**Exercise requirements:** Output exactly, and only, the lines from the line containing "Emit a component" through the line containing "Search, Users, Video", both included.

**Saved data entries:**
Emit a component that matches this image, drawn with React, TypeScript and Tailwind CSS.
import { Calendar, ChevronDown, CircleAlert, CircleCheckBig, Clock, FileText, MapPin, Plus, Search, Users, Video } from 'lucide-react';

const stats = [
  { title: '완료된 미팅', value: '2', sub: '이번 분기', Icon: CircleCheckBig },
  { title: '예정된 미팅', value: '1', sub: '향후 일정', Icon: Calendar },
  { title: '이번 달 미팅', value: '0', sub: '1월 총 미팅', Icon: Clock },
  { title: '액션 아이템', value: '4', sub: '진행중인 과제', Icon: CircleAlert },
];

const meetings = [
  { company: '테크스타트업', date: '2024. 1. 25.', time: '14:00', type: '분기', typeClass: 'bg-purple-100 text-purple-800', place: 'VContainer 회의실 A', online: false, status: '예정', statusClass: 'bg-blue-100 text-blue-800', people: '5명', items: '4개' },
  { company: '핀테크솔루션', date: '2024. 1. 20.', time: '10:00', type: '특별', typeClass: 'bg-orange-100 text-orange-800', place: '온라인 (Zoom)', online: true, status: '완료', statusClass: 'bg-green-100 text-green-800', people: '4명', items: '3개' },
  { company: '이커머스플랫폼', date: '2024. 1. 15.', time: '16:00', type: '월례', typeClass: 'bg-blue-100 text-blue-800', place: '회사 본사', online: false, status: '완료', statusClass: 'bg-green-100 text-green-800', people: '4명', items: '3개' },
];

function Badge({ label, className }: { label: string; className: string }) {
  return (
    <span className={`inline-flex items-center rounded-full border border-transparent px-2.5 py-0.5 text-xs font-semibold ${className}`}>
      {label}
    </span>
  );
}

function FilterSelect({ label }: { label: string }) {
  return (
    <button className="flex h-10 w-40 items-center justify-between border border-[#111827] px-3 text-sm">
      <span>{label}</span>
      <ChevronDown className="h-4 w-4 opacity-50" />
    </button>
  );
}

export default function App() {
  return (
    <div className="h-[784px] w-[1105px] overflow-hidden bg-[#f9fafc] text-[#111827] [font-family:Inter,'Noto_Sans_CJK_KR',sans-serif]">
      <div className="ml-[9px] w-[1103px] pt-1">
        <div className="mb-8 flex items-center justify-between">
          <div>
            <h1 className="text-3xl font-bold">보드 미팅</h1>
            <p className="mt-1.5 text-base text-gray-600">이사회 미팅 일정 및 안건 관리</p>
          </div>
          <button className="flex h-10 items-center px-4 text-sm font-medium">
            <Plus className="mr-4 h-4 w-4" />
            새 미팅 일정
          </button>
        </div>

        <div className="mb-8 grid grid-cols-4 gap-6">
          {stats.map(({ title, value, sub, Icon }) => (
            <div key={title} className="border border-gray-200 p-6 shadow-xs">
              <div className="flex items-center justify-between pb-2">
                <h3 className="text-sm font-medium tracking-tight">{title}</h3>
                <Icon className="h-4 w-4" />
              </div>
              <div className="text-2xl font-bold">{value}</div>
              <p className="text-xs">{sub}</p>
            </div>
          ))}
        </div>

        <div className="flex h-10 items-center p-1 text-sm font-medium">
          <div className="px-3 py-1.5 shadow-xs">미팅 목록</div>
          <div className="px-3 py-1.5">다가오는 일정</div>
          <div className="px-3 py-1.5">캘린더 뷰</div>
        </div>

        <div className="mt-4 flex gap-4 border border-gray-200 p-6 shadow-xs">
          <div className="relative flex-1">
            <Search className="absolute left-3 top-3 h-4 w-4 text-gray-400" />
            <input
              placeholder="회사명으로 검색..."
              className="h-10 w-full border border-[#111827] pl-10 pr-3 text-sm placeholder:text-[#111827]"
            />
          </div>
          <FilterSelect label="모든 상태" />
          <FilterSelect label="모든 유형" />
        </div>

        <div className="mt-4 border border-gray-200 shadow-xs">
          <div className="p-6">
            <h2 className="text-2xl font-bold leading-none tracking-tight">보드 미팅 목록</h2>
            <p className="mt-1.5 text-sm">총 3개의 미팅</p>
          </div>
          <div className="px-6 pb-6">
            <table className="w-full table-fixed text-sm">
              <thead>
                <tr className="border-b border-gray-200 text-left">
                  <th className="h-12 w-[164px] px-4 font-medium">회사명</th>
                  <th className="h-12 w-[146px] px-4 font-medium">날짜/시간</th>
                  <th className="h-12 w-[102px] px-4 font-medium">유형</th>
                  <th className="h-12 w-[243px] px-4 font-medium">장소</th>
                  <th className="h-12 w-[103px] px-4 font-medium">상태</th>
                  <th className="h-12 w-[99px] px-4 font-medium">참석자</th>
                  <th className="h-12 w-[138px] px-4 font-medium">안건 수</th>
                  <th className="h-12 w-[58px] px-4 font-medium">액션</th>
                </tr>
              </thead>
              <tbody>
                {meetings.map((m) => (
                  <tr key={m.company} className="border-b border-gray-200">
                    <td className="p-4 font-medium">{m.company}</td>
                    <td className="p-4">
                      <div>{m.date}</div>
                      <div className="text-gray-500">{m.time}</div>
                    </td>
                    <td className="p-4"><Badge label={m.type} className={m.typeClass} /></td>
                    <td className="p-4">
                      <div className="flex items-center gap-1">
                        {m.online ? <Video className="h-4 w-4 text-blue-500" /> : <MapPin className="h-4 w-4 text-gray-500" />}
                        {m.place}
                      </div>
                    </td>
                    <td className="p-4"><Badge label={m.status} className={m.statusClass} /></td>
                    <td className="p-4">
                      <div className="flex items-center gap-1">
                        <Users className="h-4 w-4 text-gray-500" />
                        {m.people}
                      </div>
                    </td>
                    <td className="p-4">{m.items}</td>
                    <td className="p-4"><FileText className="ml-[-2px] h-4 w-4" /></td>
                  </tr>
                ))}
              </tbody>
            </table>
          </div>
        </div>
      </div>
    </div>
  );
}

--

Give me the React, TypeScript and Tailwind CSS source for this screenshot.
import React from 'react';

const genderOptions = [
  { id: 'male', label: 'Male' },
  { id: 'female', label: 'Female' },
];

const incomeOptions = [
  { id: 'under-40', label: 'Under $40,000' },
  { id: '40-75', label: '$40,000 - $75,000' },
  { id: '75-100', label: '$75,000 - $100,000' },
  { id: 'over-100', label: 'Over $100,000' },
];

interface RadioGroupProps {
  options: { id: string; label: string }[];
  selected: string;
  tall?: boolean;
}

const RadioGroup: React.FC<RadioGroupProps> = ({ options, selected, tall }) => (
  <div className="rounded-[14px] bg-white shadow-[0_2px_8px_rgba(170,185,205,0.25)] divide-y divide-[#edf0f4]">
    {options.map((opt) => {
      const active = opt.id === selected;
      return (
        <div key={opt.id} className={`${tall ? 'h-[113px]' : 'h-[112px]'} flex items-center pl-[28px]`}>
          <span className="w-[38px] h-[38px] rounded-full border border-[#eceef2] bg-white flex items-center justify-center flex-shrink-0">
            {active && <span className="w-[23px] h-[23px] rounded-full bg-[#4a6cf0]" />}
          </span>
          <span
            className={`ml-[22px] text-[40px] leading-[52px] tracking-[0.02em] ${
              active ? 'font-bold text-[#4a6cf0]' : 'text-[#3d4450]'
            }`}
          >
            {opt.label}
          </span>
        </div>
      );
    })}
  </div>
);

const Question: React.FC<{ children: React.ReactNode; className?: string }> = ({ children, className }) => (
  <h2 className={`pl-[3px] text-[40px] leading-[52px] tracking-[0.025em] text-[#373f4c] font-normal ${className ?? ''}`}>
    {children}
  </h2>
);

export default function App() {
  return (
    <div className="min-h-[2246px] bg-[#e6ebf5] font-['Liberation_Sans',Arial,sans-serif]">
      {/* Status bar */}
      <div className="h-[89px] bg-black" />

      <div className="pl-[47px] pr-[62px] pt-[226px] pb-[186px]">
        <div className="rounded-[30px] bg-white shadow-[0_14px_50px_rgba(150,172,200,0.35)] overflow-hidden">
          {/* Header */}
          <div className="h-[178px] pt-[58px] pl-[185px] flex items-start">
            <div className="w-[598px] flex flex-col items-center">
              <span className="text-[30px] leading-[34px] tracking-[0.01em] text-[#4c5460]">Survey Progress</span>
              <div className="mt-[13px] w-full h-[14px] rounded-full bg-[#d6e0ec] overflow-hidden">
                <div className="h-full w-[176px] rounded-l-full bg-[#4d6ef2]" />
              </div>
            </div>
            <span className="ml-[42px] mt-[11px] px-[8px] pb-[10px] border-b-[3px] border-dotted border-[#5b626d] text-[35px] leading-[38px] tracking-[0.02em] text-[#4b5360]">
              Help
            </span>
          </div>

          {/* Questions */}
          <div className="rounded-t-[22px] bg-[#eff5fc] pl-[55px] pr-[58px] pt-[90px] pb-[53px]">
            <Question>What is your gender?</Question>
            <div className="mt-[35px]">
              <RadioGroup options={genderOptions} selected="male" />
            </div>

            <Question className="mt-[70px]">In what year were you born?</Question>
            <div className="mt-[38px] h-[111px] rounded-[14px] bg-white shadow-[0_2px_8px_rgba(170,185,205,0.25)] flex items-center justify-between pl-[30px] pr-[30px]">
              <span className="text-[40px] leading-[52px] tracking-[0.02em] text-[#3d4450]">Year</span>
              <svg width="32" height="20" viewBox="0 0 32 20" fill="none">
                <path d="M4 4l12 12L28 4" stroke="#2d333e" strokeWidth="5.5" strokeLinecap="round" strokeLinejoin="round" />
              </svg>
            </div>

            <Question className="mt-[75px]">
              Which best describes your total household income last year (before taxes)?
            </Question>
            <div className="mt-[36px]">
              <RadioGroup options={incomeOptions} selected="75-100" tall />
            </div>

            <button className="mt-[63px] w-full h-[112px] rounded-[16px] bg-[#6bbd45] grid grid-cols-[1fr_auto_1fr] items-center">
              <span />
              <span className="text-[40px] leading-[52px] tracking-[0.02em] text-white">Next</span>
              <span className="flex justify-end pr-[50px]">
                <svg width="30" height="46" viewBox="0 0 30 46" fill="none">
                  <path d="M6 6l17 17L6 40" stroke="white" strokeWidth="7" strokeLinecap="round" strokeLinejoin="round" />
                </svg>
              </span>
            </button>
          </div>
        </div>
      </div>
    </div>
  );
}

**Correct output:**
Emit a component that matches this image, drawn with React, TypeScript and Tailwind CSS.
import { Calendar, ChevronDown, CircleAlert, CircleCheckBig, Clock, FileText, MapPin, Plus, Search, Users, Video } from 'lucide-react';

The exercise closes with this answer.